Last year, the U.N. published a broadly terrifying report about climate change, in which they identified the urgency of immediately reducing methane emissions if we hope to survive the coming century. Cutting methane is the “strongest lever we have to slow climate chnage over the next 25 years,” according to Inger Andersen, Executive Director of UNEP. Methane comes from a variety of sources, including oil and gas facilities, but it’s estimated that 40% of identified “super emitter” sites in California alone are landfills. That means that how we treat our garbage stands to have a tremendous impact on the future of our planet.
There are huge structural changes to be made in how we handle our waste, but we can start building the change ourselves, today, in our very own backyards, with compost. Learning to compost radically shifted my relationship to both garbage and my consumer habits. These days, almost nothing in my house goes in the trash. And what I can’t compost—I avoid buying. I compost my hair, my nails, my blood, my dryer lint, my dog’s fur, and my leftover tater tots. I compost my old clothes when they’re too ripped up to wear anymore. I compost jeans. I compost my dead plants, my cardboard boxes, and all of my junk mail. Once, I composted an old bible I found. All of it goes into the pile and comes out again as living, fertile soil. It sounds extraordinary, perhaps, but it is actually the most incredibly ordinary thing in the world. Everything around us is composting itself, all the time, without requiring our intervention or even awareness. I find this amazing, and also quite fun; a perpetual science problem that I can playfully solve with my own two hands and some tinkering.

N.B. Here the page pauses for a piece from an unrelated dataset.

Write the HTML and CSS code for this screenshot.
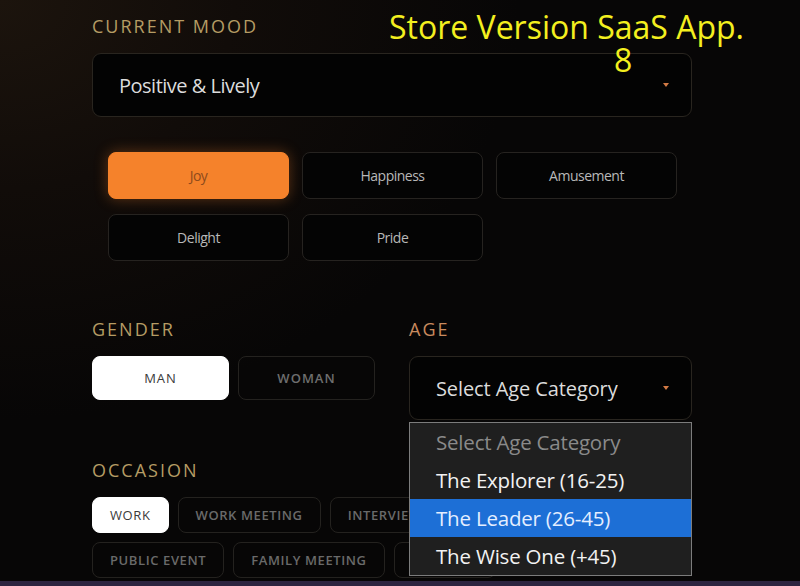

When people insist on telling me that compost is “icky” and they don’t want to deal with it, I can’t help but hear what they’re actually saying: “I’m lucky enough to not be effected by the consequences.” But the consequences are here. Communities are being poisioned today, right now, our air is being polluted every moment, and—still—we’re tossing everything, every day, straight into our garbage cans, and thinking “compost” is the thing that’s nasty. It’s time to get over our collective gag reflex and start keeping our stuff out of landfills. Start composting!